The cast was brought back in late December to dub the picture with director Frank Tuttle called in to oversee the extra footage to be shot with sound. The revisions were deftly handled, including a body double replacement for Brooks who had refused to return from Europe for the added scenes. The actress had good instincts, her rebellion lead to a star-making turn in Germany working for G. W. Pabst.

Brooks plays the ill fated “Canary”, a beautiful bit of bad news who supplements her income with blackmail. She’s called the Canary thanks to a glitzy trapeze act that features her swinging out from the stage and high above the audience—no singing, no dancing, just swinging. Fortunately Brooks is a very fetching swinger and this evening three of her marks are waiting in the audience, each of them savoring the sight of their high-flying paramour. When the Canary winds up dead, those three are at the top of Philo Vance’s list of suspects, though a jealous chorus girl played by Jean Arthur seems suspiciously innocent.

Tuttle assumed complete control of the next entry, The Greene Murder Case, heralded by Paramount as an “all-talking” picture. It’s a standard old dark house murder mystery showcasing a most disagreeable clan, the Greene family, a back-stabbing mob of malcontents waiting for the matriarch to die so they might reap the benefits.

When one family member is shot in his bedroom and another takes a bullet in the back, Vance is called in to unravel the mystery. Jean Arthur was back, this time even more suspiciously innocent—her sister is played by Florence Eldridge, an intriguing actress with a strong Bette Davis vibe who would find lasting success on stage (she played Mary Tyrone alongside her husband Fredric March in the 1956 production of Long Day’s Journey into Night).

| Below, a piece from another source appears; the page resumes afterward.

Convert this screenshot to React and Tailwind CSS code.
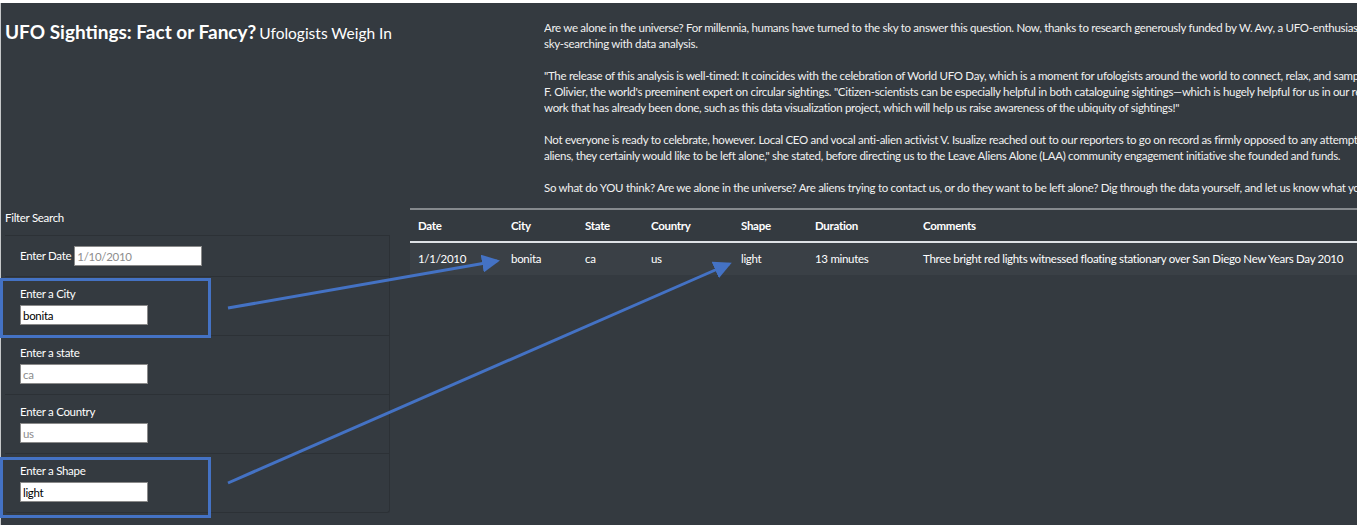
import React from 'react';

const intro = [
    [
        'Are we alone in the universe? For millennia, humans have turned to the sky to answer this question. Now, thanks to research generously funded by W. Avy, a UFO-enthusiast and citizen-scientist, we can combine our',
        'sky-searching with data analysis.',
    ],
    [
        '"The release of this analysis is well-timed: It coincides with the celebration of World UFO Day, which is a moment for ufologists around the world to connect, relax, and sample some out-of-this-world cuisine," said',
        'F. Olivier, the world\'s preeminent expert on circular sightings. "Citizen-scientists can be especially helpful in both cataloguing sightings\u2014which is hugely helpful for us in our research\u2014and in building on the',
        'work that has already been done, such as this data visualization project, which will help us raise awareness of the ubiquity of sightings!"',
    ],
    [
        'Not everyone is ready to celebrate, however. Local CEO and vocal anti-alien activist V. Isualize reached out to our reporters to go on record as firmly opposed to any attempt to contact aliens. "If there are any',
        'aliens, they certainly would like to be left alone," she stated, before directing us to the Leave Aliens Alone (LAA) community engagement initiative she founded and funds.',
    ],
    [
        'So what do YOU think? Are we alone in the universe? Are aliens trying to contact us, or do they want to be left alone? Dig through the data yourself, and let us know what you think!',
    ],
];

const columns = [
    { label: 'Date', w: 'w-[93px]' },
    { label: 'City', w: 'w-[74px]' },
    { label: 'State', w: 'w-[66px]' },
    { label: 'Country', w: 'w-[90px]' },
    { label: 'Shape', w: 'w-[74px]' },
    { label: 'Duration', w: 'w-[108px]' },
    { label: 'Comments', w: 'w-[495px]' },
];

const row = ['1/1/2010', 'bonita', 'ca', 'us', 'light', '13 minutes', 'Three bright red lights witnessed floating stationary over San Diego New Years Day 2010'];

const inputCls =
    'block h-[20px] w-[128px] border border-[#8a8a8a] bg-white px-[2px] text-[11.5px] tracking-[-0.3px] text-black placeholder:text-[#8d8d8d] outline-none';

function FilterField({ label, value, placeholder }) {
    return (
        <li className="h-[59px] border-t border-[#2c3136] px-[15px] pt-[9px]">
            <div className="leading-[16px]">{label}</div>
            <input readOnly value={value || ''} placeholder={placeholder} className={`mt-[3px] ${inputCls}`} />
        </li>
    );
}

export default function App() {
    return (
        <div className="relative h-screen min-h-[525px] overflow-hidden bg-white pt-[3px] font-['Lato',sans-serif] text-[11.5px] tracking-[-0.3px] text-white">
            <div className="h-full border-l border-[#c6c8ca] bg-[#343a40]">
                {/* header + intro text */}
                <div className="flex h-[205px]">
                    <div className="w-[543px] shrink-0 pl-[4px] pt-[17px] tracking-normal">
                        <h1 className="leading-[24px]">
                            <span className="text-[19px] font-bold">UFO Sightings: Fact or Fancy?</span>{' '}
                            <small className="text-[15.5px]">Ufologists Weigh In</small>
                        </h1>
                    </div>
                    <div className="min-w-0 flex-1 overflow-hidden pt-[17px] leading-[16px] text-[#f1f1f1]">
                        {intro.map((p, i) => (
                            <p key={i} className="mb-[16px]">
                                {p.map((line, j) => (
                                    <span key={j} className="block whitespace-nowrap">{line}</span>
                                ))}
                            </p>
                        ))}
                    </div>
                </div>

                <div className="flex">
                    {/* filters */}
                    <div className="w-[409px] shrink-0 pl-[4px]">
                        <div className="pt-[2px] leading-[16px]">Filter Search</div>
                        <ul className="mt-[9px] w-[385px] rounded-b-[3px] border-r border-b border-[#2c3136]">
                            <li className="flex h-[41px] items-center border-t border-[#2c3136] px-[15px]">
                                <span className="mr-[3px]">Enter Date</span>
                                <input readOnly placeholder="1/10/2010" className={inputCls} />
                            </li>
                            <FilterField label="Enter a City" value="bonita" />
                            <FilterField label="Enter a state" placeholder="ca" />
                            <FilterField label="Enter a Country" placeholder="us" />
                            <FilterField label="Enter a Shape" value="light" />
                        </ul>
                    </div>

                    {/* results table */}
                    <div className="min-w-0 flex-1 overflow-hidden">
                        <table className="w-[1000px] table-fixed border-collapse text-left">
                            <thead>
                                <tr className="border-t-2 border-b-2 border-t-[#85898d] border-b-[#dee2e6]">
                                    {columns.map((c) => (
                                        <th key={c.label} className={`${c.w} px-[8px] pt-[8px] pb-[7px] font-bold leading-[16px]`}>
                                            {c.label}
                                        </th>
                                    ))}
                                </tr>
                            </thead>
                            <tbody>
                                <tr className="bg-[#3a4046]">
                                    {row.map((v, i) => (
                                        <td key={i} className="whitespace-nowrap px-[8px] py-[8px] leading-[16px]">{v}</td>
                                    ))}
                                </tr>
                            </tbody>
                        </table>
                    </div>
                </div>
            </div>

            {/* annotations laid over the screenshot */}
            <div className="absolute left-0 top-[278px] h-[60px] w-[211px] border-[3px] border-[#4472c4]" />
            <div className="absolute left-0 top-[457px] h-[61px] w-[211px] border-[3px] border-[#4472c4]" />
            <svg className="pointer-events-none absolute left-0 top-0" width="1357" height="525">
                <defs>
                    <marker id="head" markerWidth="6" markerHeight="6" refX="5" refY="3" orient="auto" markerUnits="strokeWidth">
                        <path d="M0,0 L6,3 L0,6 Z" fill="#4472c4" />
                    </marker>
                </defs>
                <line x1="228" y1="308" x2="497" y2="261" stroke="#4472c4" strokeWidth="3" markerEnd="url(#head)" />
                <line x1="228" y1="483" x2="729" y2="264" stroke="#4472c4" strokeWidth="3" markerEnd="url(#head)" />
            </svg>
        </div>
    );
}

Tuttle himself was the definition of a journeyman director, churning out programmers with Hollywood up and comers like Douglas Fairbanks Jr. and Mary Astor, but his technique on the The Greene Murder Case is exceptionally odd, and oddly compelling; just about every frame in the film is a wide shot. And not just wide, Tuttle included as much of the set that he and the cameraman Henry Gerrard (The Most Dangerous Game) could show. There were just a few medium shots and no close-ups—the technique had the unfortunate effect of turning the cast into Incredible Shrinking Actors, dwarfed by the high ceilings and lofty walls. No wonder Powell felt powerless. 

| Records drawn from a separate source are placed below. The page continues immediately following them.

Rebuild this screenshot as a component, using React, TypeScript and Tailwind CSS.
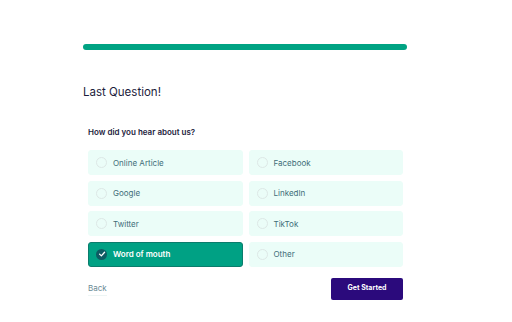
const options = [
  "Online Article",
  "Facebook",
  "Google",
  "LinkedIn",
  "Twitter",
  "TikTok",
  "Word of mouth",
  "Other",
];

const selected = "Word of mouth";

function Check() {
  return (
    <span className="flex h-[11px] w-[11px] items-center justify-center rounded-full bg-[#0e5b63]">
      <svg width="8" height="8" viewBox="0 0 10 10" fill="none">
        <path d="M2 5.2 4.2 7.4 8.2 2.8" stroke="white" strokeWidth="1.6" strokeLinecap="round" strokeLinejoin="round" />
      </svg>
    </span>
  );
}

export default function App() {
  return (
    <div
      className="h-[322px] w-[512px] bg-white"
      style={{ fontFamily: "Inter, 'Noto Sans', sans-serif" }}
    >
      <div className="flex flex-col pl-[83px] pt-[44px]">
        <div className="h-[6px] w-[324px] rounded-full bg-[#00a383]" />
        <h1 className="mt-[35px] text-[11.5px] leading-[14px] text-[#1c1c3c]">Last Question!</h1>
        <div className="flex w-[320px] flex-col pl-[5px]">
          <p className="mt-[28px] text-[8px] font-semibold leading-[10px] text-[#1c1c3c]">
            How did you hear about us?
          </p>
          <div className="mt-[13px] grid grid-cols-2 gap-x-[6px] gap-y-[5.5px]">
            {options.map((o) => {
              const on = o === selected;
              return (
                <div
                  key={o}
                  className={
                    on
                      ? "flex h-[25px] items-center gap-[6px] rounded-[3px] border border-[#0b7c6c] bg-[#00a184] pl-[7px] text-[8px] font-semibold text-white"
                      : "flex h-[25px] items-center gap-[6px] rounded-[3px] border border-[#ebfdf8] bg-[#ebfdf8] pl-[7px] text-[8px] text-[#3f6e78]"
                  }
                >
                  {on ? (
                    <Check />
                  ) : (
                    <span className="h-[11px] w-[11px] rounded-full border border-[#dde8e6]" />
                  )}
                  {o}
                </div>
              );
            })}
          </div>
          <div className="mt-[11px] flex items-center justify-between">
            <span className="border-b border-[#edf5f4] pb-[1px] text-[8px] text-[#6a8b95]">Back</span>
            <button className="h-[22px] w-[72px] rounded-[2px] bg-[#2b0a7c] text-[7px] font-bold text-white">
              Get Started
            </button>
          </div>
        </div>
      </div>
    </div>
  );
}
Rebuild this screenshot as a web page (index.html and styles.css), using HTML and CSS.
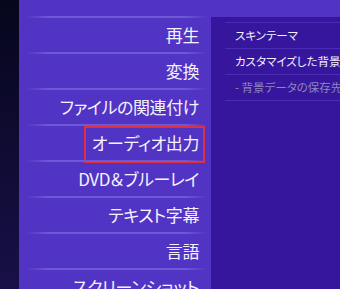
FILE: index.html
```html
<!DOCTYPE html>
<html lang="ja">
<head>
<meta charset="utf-8">
<link rel="stylesheet" href="styles.css">
</head>
<body>
<div class="screen">
  <div class="strip"></div>
  <div class="main">
    <ul class="menu">
      <li class="item">再生</li>
      <li class="item">変換</li>
      <li class="item">ファイルの関連付け</li>
      <li class="item marked">オーディオ出力</li>
      <li class="item">DVD＆ブルーレイ</li>
      <li class="item">テキスト字幕</li>
      <li class="item">言語</li>
      <li class="item">スクリーンショット</li>
    </ul>
    <div class="panel">
      <div class="row">スキンテーマ</div>
      <div class="row">カスタマイズした背景を使用</div>
      <div class="row dim">- 背景データの保存先</div>
    </div>
  </div>
</div>
</body>
</html>
```
FILE: styles.css
```css
html, body {
  margin: 0;
  padding: 0;
}
body {
  width: 340px;
  height: 289px;
  overflow: hidden;
  font-family: "Noto Sans CJK JP", "Noto Sans", sans-serif;
}
.screen {
  display: flex;
  width: 340px;
  height: 289px;
}
.strip {
  width: 19px;
  flex: none;
  background: linear-gradient(#06061c, #181048);
}
.main {
  flex: 1;
  display: flex;
  background: #5234c4;
  padding-top: 17px;
  overflow: hidden;
}
.menu {
  list-style: none;
  margin: 0;
  padding: 0;
  width: 192px;
  flex: none;
}
.item {
  position: relative;
  height: 36px;
  line-height: 35px;
  text-align: right;
  padding-right: 12px;
  font-size: 17px;
  font-feature-settings: "palt";
  letter-spacing: -0.4px;
  color: #f4f2ff;
  white-space: nowrap;
}
.item::before {
  content: "";
  position: absolute;
  left: 7px;
  right: 4px;
  top: -1px;
  height: 2px;
  background: linear-gradient(90deg, rgba(130,110,225,0), #6e58d6 12%, #6e58d6 88%, rgba(130,110,225,0));
}
.marked::after {
  content: "";
  position: absolute;
  left: 65px;
  right: 6px;
  top: 1px;
  height: 33px;
  border: 2px solid #e0303c;
}
.panel {
  flex: 1;
  min-width: 0;
  background: #36169c;
  padding-top: 5px;
  overflow: hidden;
}
.row {
  height: 25px;
  line-height: 25px;
  margin-left: 14px;
  padding-left: 10px;
  font-size: 11.5px;
  font-feature-settings: "palt";
  color: #f4f2ff;
  white-space: nowrap;
  overflow: hidden;
  border-top: 1px solid #4a2db4;
}
.row.dim {
  color: #8f86c0;
  border-bottom: 1px solid #4a2db4;
}
```
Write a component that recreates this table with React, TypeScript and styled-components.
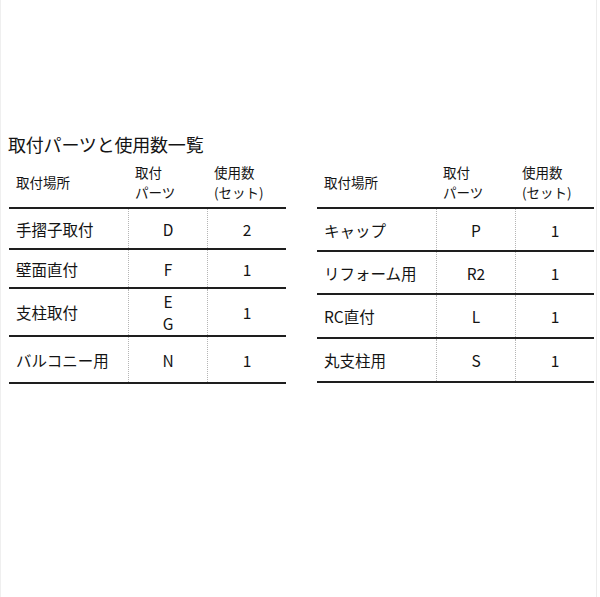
import React from "react";
import styled, { createGlobalStyle } from "styled-components";

const GlobalStyle = createGlobalStyle`
  html, body { margin: 0; padding: 0; background: #fff; }
  body {
    font-family: "Noto Sans CJK JP", "Noto Sans", sans-serif;
    color: #141414;
  }
`;

const Page = styled.div`
  box-sizing: border-box;
  width: 597px;
  height: 597px;
  border-left: 1px solid #efefef;
  border-right: 1px solid #ececec;
  padding: 132px 0 0 7px;
`;

const Title = styled.h1`
  margin: 0;
  font-size: 18px;
  line-height: 24px;
  font-weight: 400;
  letter-spacing: -0.2px;
`;

const Tables = styled.div`
  display: flex;
  gap: 31px;
  margin-top: 5px;
  padding-left: 1px;
`;

const Table = styled.div`
  width: 277px;
  display: flex;
  flex-direction: column;
`;

const HeaderRow = styled.div`
  box-sizing: border-box;
  display: grid;
  grid-template-columns: 119px 79px 79px;
  height: 48px;
  border-bottom: 2px solid #1e1e1e;
  font-size: 13.5px;
  line-height: 20px;
`;

const HeadCell = styled.div`
  display: flex;
  flex-direction: column;
  justify-content: center;
  padding-left: 7px;
  padding-bottom: 4px;
`;

const Row = styled.div<{ $h: number }>`
  box-sizing: border-box;
  display: grid;
  grid-template-columns: 119px 79px 79px;
  height: ${(p) => p.$h}px;
  border-bottom: 2px solid #1e1e1e;
  font-size: 15.5px;
  line-height: 22px;
`;

const PlaceCell = styled.div`
  display: flex;
  align-items: center;
  padding-left: 7px;
`;

const ValueCell = styled.div`
  display: flex;
  flex-direction: column;
  align-items: center;
  justify-content: center;
  border-left: 1px dotted #b5b5b5;
  text-align: center;
`;

type RowData = { place: string; parts: string[]; count: string; h: number };

const left: RowData[] = [
  { place: "手摺子取付", parts: ["D"], count: "2", h: 41 },
  { place: "壁面直付", parts: ["F"], count: "1", h: 39 },
  { place: "支柱取付", parts: ["E", "G"], count: "1", h: 48 },
  { place: "バルコニー用", parts: ["N"], count: "1", h: 47 },
];

const right: RowData[] = [
  { place: "キャップ", parts: ["P"], count: "1", h: 43 },
  { place: "リフォーム用", parts: ["R2"], count: "1", h: 43 },
  { place: "RC直付", parts: ["L"], count: "1", h: 44 },
  { place: "丸支柱用", parts: ["S"], count: "1", h: 44 },
];

function PartsTable({ rows }: { rows: RowData[] }) {
  return (
    <Table>
      <HeaderRow>
        <HeadCell>
          <span>取付場所</span>
        </HeadCell>
        <HeadCell>
          <span>取付</span>
          <span>パーツ</span>
        </HeadCell>
        <HeadCell>
          <span>使用数</span>
          <span>(セット)</span>
        </HeadCell>
      </HeaderRow>
      {rows.map((r) => (
        <Row key={r.place} $h={r.h}>
          <PlaceCell>{r.place}</PlaceCell>
          <ValueCell>
            {r.parts.map((p) => (
              <span key={p}>{p}</span>
            ))}
          </ValueCell>
          <ValueCell>{r.count}</ValueCell>
        </Row>
      ))}
    </Table>
  );
}

export default function App() {
  return (
    <>
      <GlobalStyle />
      <Page>
        <Title>取付パーツと使用数一覧</Title>
        <Tables>
          <PartsTable rows={left} />
          <PartsTable rows={right} />
        </Tables>
      </Page>
    </>
  );
}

Tuttle was back for The Benson Murder Case but his style is far more conventional, to the point of having no style at all—though the movie has an interesting plot as far as it goes. If depression era moviegoers were looking to escape news about the stock market, The Benson Murder Case was not for them. The plot revolves around Anthony Benson, a greedy broker who has a crowd of suddenly penniless people looking for revenge.

The murder plays out in the stockbroker’s hunting lodge where his enemies have convened for a weekend of insults and groveling. Vance and his cronies arrive in the nick of time to experience the murder and then solve it. During the standard wrap-up of the murder, Powell deserved some kind of award for describing the killer’s Rube Goldberg methods without laughing.

Powell wasn’t through with Philo Vance and Philo wasn’t through with him. In 1933 Powell reluctantly agreed to star in The Kennel Murder Case with a supporting cast that included Mary Astor. Directed by Michael Curtiz, it was hailed as a “masterpiece” by film historian William K. Everson. Except for the Curtiz “masterpiece”, Kino Lorber has restored the first three of Powell’s Philo Vance adventures and put them on one Blu ray disc—and they look terrific (the public domain prints floating around cable for the last thirty years may now be set out to pasture—their work here is done).

Kino has also included audio commentaries from the experts including Kim Newman and Barry Forshaw on The Canary Murder Case and The Greene Murder Case, and Jason A. Ney on The Benson Murder Case. A series of trailers (mostly movies directed by Frank Tuttle) round out the package.